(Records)
[BEGIN]
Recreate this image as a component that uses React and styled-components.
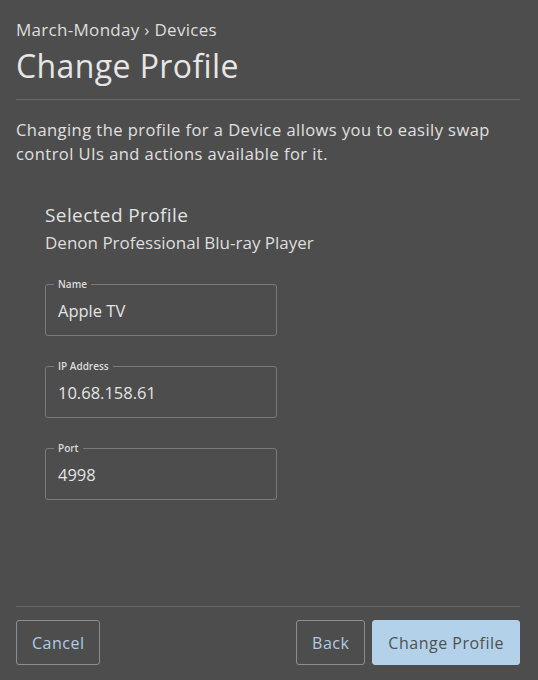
import React from 'react'
import styled, { createGlobalStyle } from 'styled-components'

const Global = createGlobalStyle`
  html, body {
    margin: 0;
    padding: 0;
    background: #4d4d4d;
  }
  body {
    font-family: "Open Sans", "Noto Sans", sans-serif;
    color: #e2e2e2;
  }
`

const Page = styled.div`
  width: 538px;
  height: 680px;
  box-sizing: border-box;
  padding: 18px 18px 15px 16px;
  display: flex;
  flex-direction: column;
`

const Crumbs = styled.div`
  font-size: 17px;
  line-height: 24px;
  letter-spacing: 0.3px;
  color: #dedede;
`

const Title = styled.h1`
  margin: 4px 0 0;
  font-size: 32px;
  font-weight: 400;
  line-height: 40px;
  letter-spacing: 0.4px;
  color: #e6e6e6;
  padding-bottom: 13px;
  border-bottom: 1px solid #676767;
`

const Intro = styled.p`
  margin: 18px 0 0;
  font-size: 16.5px;
  line-height: 24px;
  letter-spacing: 0.45px;
  color: #e0e0e0;
`

const Section = styled.div`
  padding: 36px 0 0 29px;
  display: flex;
  flex-direction: column;
`

const SectionTitle = styled.div`
  font-size: 19px;
  line-height: 26px;
  letter-spacing: 0.4px;
  color: #e2e2e2;
`

const SectionSub = styled.div`
  margin-top: 4px;
  font-size: 17px;
  line-height: 22px;
  color: #dedede;
`

const Fields = styled.div`
  margin-top: 24px;
  display: flex;
  flex-direction: column;
  gap: 24px;
`

const Field = styled.fieldset`
  margin: 0;
  width: 232px;
  height: 58px;
  box-sizing: border-box;
  padding: 0 12px;
  border: 1px solid #7a7a7a;
  border-radius: 3px;
`

const Legend = styled.legend`
  font-size: 10px;
  font-weight: 600;
  line-height: 12px;
  padding: 0 4px;
  margin-left: -4px;
  color: #dcdcdc;
`

const Value = styled.div`
  font-size: 16.5px;
  line-height: 24px;
  padding-top: 9px;
  color: #e4e4e4;
`

const Spacer = styled.div`
  flex: 1;
`

const Footer = styled.div`
  border-top: 1px solid #676767;
  padding-top: 13px;
  display: flex;
  gap: 7px;
  align-items: center;
`

const Button = styled.button`
  height: 45px;
  box-sizing: border-box;
  padding: 0 15px;
  font-family: inherit;
  font-size: 16px;
  letter-spacing: 0.5px;
  border-radius: 3px;
  border: 1px solid ${p => (p.$primary ? '#b3d1e8' : '#8a8f96')};
  background: ${p => (p.$primary ? '#b3d1e8' : 'transparent')};
  color: ${p => (p.$primary ? '#4e5256' : '#b2cbe0')};
  margin-left: ${p => (p.$push ? 'auto' : '0')};
`

const fields = [
  { label: 'Name', value: 'Apple TV' },
  { label: 'IP Address', value: '10.68.158.61' },
  { label: 'Port', value: '4998' },
]

export default function App() {
  return (
    <>
      <Global />
      <Page>
        <Crumbs>March-Monday › Devices</Crumbs>
        <Title>Change Profile</Title>
        <Intro>
          Changing the profile for a Device allows you to easily swap control UIs and actions available for it.
        </Intro>
        <Section>
          <SectionTitle>Selected Profile</SectionTitle>
          <SectionSub>Denon Professional Blu-ray Player</SectionSub>
          <Fields>
            {fields.map(f => (
              <Field key={f.label}>
                <Legend>{f.label}</Legend>
                <Value>{f.value}</Value>
              </Field>
            ))}
          </Fields>
        </Section>
        <Spacer />
        <Footer>
          <Button>Cancel</Button>
          <Button $push>Back</Button>
          <Button $primary>Change Profile</Button>
        </Footer>
      </Page>
    </>
  )
}
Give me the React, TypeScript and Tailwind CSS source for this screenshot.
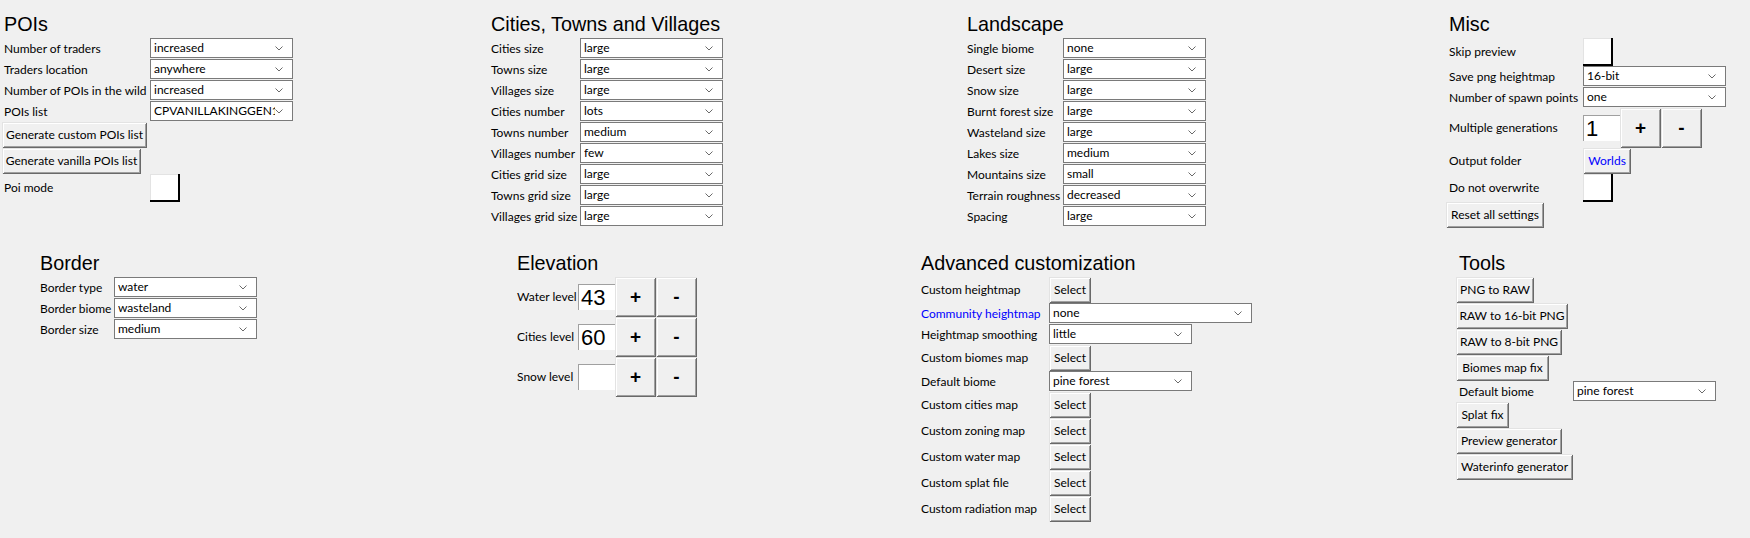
import React from "react";

const Chevron = () => (
  <svg width="8" height="5" viewBox="0 0 8 5" className="shrink-0">
    <polyline points="0.5,0.5 4,4 7.5,0.5" fill="none" stroke="#6a6a6a" strokeWidth="1" />
  </svg>
);

function Combo({ value, w = "w-[143px]" }: { value: string; w?: string }) {
  return (
    <div className={`${w} h-[20px] mb-[1px] bg-white border border-[#7a7a7a] flex items-center pl-[3px] pr-[9px] overflow-hidden`}>
      <span className="flex-1 min-w-0 whitespace-nowrap overflow-hidden text-black">{value}</span>
      <Chevron />
    </div>
  );
}

function Btn({ children, w, blue }: { children: React.ReactNode; w: string; blue?: boolean }) {
  return (
    <div
      className={`${w} h-[26px] bg-[#f0f0f0] flex items-center justify-center whitespace-nowrap shadow-[inset_1px_1px_0_#e3e3e3,inset_-1px_-1px_0_#696969,inset_2px_2px_0_#ffffff,inset_-2px_-2px_0_#a0a0a0] ${blue ? "text-[#0000ff]" : "text-black"}`}
    >
      {children}
    </div>
  );
}

function Check() {
  return <div className="w-[30px] h-[28px] bg-white shadow-[inset_-2px_-2px_0_#000000,inset_1px_1px_0_#e3e3e3]" />;
}

function Big({ children }: { children: React.ReactNode }) {
  return (
    <div className="w-[41px] h-[40px] bg-[#f0f0f0] flex items-center justify-center font-['Liberation_Sans',sans-serif] text-[19px] font-bold text-black shadow-[inset_1px_1px_0_#e3e3e3,inset_-1px_-1px_0_#696969,inset_2px_2px_0_#ffffff,inset_-2px_-2px_0_#a0a0a0]">
      {children}
    </div>
  );
}

function Entry({ value }: { value: string }) {
  return (
    <div className="w-[37px] h-[26px] bg-white flex items-center pl-[3px] font-['Liberation_Sans',sans-serif] text-[22px] text-black shadow-[inset_1px_1px_0_#a0a0a0]">
      {value}
    </div>
  );
}

function Title({ children, pl = "" }: { children: React.ReactNode; pl?: string }) {
  return (
    <div className={`h-[28px] leading-[28px] font-['Liberation_Sans',sans-serif] text-[19.8px] text-black whitespace-nowrap ${pl}`}>
      {children}
    </div>
  );
}

function Row({ label, lw, h = "h-[21px]", children, blue }: { label: string; lw: string; h?: string; children: React.ReactNode; blue?: boolean }) {
  return (
    <div className={`flex items-center ${h}`}>
      <div className={`${lw} shrink-0 whitespace-nowrap ${blue ? "text-[#0000ff]" : "text-black"}`}>{label}</div>
      {children}
    </div>
  );
}

export default function App() {
  return (
    <div className="w-[1750px] h-[538px] bg-[#f0f0f0] font-['Lato',sans-serif] text-[12px] text-black overflow-hidden">
      <div className="flex items-start pt-[10px]">
        {/* POIs */}
        <div className="ml-[2px] w-[488px] flex flex-col items-start">
          <Title pl="pl-[2px]">POIs</Title>
          <Row label="Number of traders" lw="w-[148px] pl-[2px]"><Combo value="increased" /></Row>
          <Row label="Traders location" lw="w-[148px] pl-[2px]"><Combo value="anywhere" /></Row>
          <Row label="Number of POIs in the wild" lw="w-[148px] pl-[2px]"><Combo value="increased" /></Row>
          <Row label="POIs list" lw="w-[148px] pl-[2px]"><Combo value="CPVANILLAKINGGEN13" /></Row>
          <Btn w="w-[145px]">Generate custom POIs list</Btn>
          <Btn w="w-[139px]">Generate vanilla POIs list</Btn>
          <Row label="Poi mode" lw="w-[148px] pl-[2px]" h="h-[28px]"><Check /></Row>
        </div>
        {/* Cities */}
        <div className="w-[476px] flex flex-col items-start">
          <Title pl="pl-[1px]">Cities, Towns and Villages</Title>
          <Row label="Cities size" lw="w-[90px] pl-[1px]"><Combo value="large" /></Row>
          <Row label="Towns size" lw="w-[90px] pl-[1px]"><Combo value="large" /></Row>
          <Row label="Villages size" lw="w-[90px] pl-[1px]"><Combo value="large" /></Row>
          <Row label="Cities number" lw="w-[90px] pl-[1px]"><Combo value="lots" /></Row>
          <Row label="Towns number" lw="w-[90px] pl-[1px]"><Combo value="medium" /></Row>
          <Row label="Villages number" lw="w-[90px] pl-[1px]"><Combo value="few" /></Row>
          <Row label="Cities grid size" lw="w-[90px] pl-[1px]"><Combo value="large" /></Row>
          <Row label="Towns grid size" lw="w-[90px] pl-[1px]"><Combo value="large" /></Row>
          <Row label="Villages grid size" lw="w-[90px] pl-[1px]"><Combo value="large" /></Row>
        </div>
        {/* Landscape */}
        <div className="w-[480px] flex flex-col items-start">
          <Title pl="pl-[1px]">Landscape</Title>
          <Row label="Single biome" lw="w-[97px] pl-[1px]"><Combo value="none" /></Row>
          <Row label="Desert size" lw="w-[97px] pl-[1px]"><Combo value="large" /></Row>
          <Row label="Snow size" lw="w-[97px] pl-[1px]"><Combo value="large" /></Row>
          <Row label="Burnt forest size" lw="w-[97px] pl-[1px]"><Combo value="large" /></Row>
          <Row label="Wasteland size" lw="w-[97px] pl-[1px]"><Combo value="large" /></Row>
          <Row label="Lakes size" lw="w-[97px] pl-[1px]"><Combo value="medium" /></Row>
          <Row label="Mountains size" lw="w-[97px] pl-[1px]"><Combo value="small" /></Row>
          <Row label="Terrain roughness" lw="w-[97px] pl-[1px]"><Combo value="decreased" /></Row>
          <Row label="Spacing" lw="w-[97px] pl-[1px]"><Combo value="large" /></Row>
        </div>
        {/* Misc */}
        <div className="flex-1 flex flex-col items-start">
          <Title pl="pl-[3px]">Misc</Title>
          <Row label="Skip preview" lw="w-[137px] pl-[3px]" h="h-[28px]"><Check /></Row>
          <Row label="Save png heightmap" lw="w-[137px] pl-[3px]"><Combo value="16-bit" /></Row>
          <Row label="Number of spawn points" lw="w-[137px] pl-[3px]"><Combo value="one" /></Row>
          <Row label="Multiple generations" lw="w-[137px] pl-[3px]" h="h-[40px]">
            <Entry value="1" />
            <Big>+</Big>
            <Big>-</Big>
          </Row>
          <Row label="Output folder" lw="w-[137px] pl-[3px]" h="h-[26px]"><Btn w="w-[48px]" blue>Worlds</Btn></Row>
          <Row label="Do not overwrite" lw="w-[137px] pl-[3px]" h="h-[28px]"><Check /></Row>
          <Btn w="w-[98px]">Reset all settings</Btn>
        </div>
      </div>

      <div className="flex items-start mt-[21px] pl-[40px]">
        {/* Border */}
        <div className="w-[477px] flex flex-col items-start">
          <Title>Border</Title>
          <Row label="Border type" lw="w-[74px]"><Combo value="water" /></Row>
          <Row label="Border biome" lw="w-[74px]"><Combo value="wasteland" /></Row>
          <Row label="Border size" lw="w-[74px]"><Combo value="medium" /></Row>
        </div>
        {/* Elevation */}
        <div className="w-[404px] flex flex-col items-start">
          <Title>Elevation</Title>
          <Row label="Water level" lw="w-[61px]" h="h-[40px]"><Entry value="43" /><Big>+</Big><Big>-</Big></Row>
          <Row label="Cities level" lw="w-[61px]" h="h-[40px]"><Entry value="60" /><Big>+</Big><Big>-</Big></Row>
          <Row label="Snow level" lw="w-[61px]" h="h-[40px]"><Entry value="" /><Big>+</Big><Big>-</Big></Row>
        </div>
        {/* Advanced */}
        <div className="w-[535px] flex flex-col items-start">
          <Title>Advanced customization</Title>
          <Row label="Custom heightmap" lw="w-[128px]" h="h-[26px]"><Btn w="w-[42px]">Select</Btn></Row>
          <Row label="Community heightmap" lw="w-[128px]" blue><Combo value="none" w="w-[203px]" /></Row>
          <Row label="Heightmap smoothing" lw="w-[128px]"><Combo value="little" /></Row>
          <Row label="Custom biomes map" lw="w-[128px]" h="h-[26px]"><Btn w="w-[42px]">Select</Btn></Row>
          <Row label="Default biome" lw="w-[128px]"><Combo value="pine forest" /></Row>
          <Row label="Custom cities map" lw="w-[128px]" h="h-[26px]"><Btn w="w-[42px]">Select</Btn></Row>
          <Row label="Custom zoning map" lw="w-[128px]" h="h-[26px]"><Btn w="w-[42px]">Select</Btn></Row>
          <Row label="Custom water map" lw="w-[128px]" h="h-[26px]"><Btn w="w-[42px]">Select</Btn></Row>
          <Row label="Custom splat file" lw="w-[128px]" h="h-[26px]"><Btn w="w-[42px]">Select</Btn></Row>
          <Row label="Custom radiation map" lw="w-[128px]" h="h-[26px]"><Btn w="w-[42px]">Select</Btn></Row>
        </div>
        {/* Tools */}
        <div className="flex-1 flex flex-col items-start">
          <Title pl="pl-[3px]">Tools</Title>
          <Btn w="w-[78px]">PNG to RAW</Btn>
          <Btn w="w-[112px]">RAW to 16-bit PNG</Btn>
          <Btn w="w-[106px]">RAW to 8-bit PNG</Btn>
          <Btn w="w-[93px]">Biomes map fix</Btn>
          <Row label="Default biome" lw="w-[117px] pl-[3px]"><Combo value="pine forest" /></Row>
          <Btn w="w-[53px]">Splat fix</Btn>
          <Btn w="w-[106px]">Preview generator</Btn>
          <Btn w="w-[117px]">Waterinfo generator</Btn>
        </div>
      </div>
    </div>
  );
}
[END]
• Task directions
Check each line of the records for the word "components", and show the lines that contain it.

• Solution for this exercise
Recreate this image as a component that uses React and styled-components.
import styled, { createGlobalStyle } from 'styled-components'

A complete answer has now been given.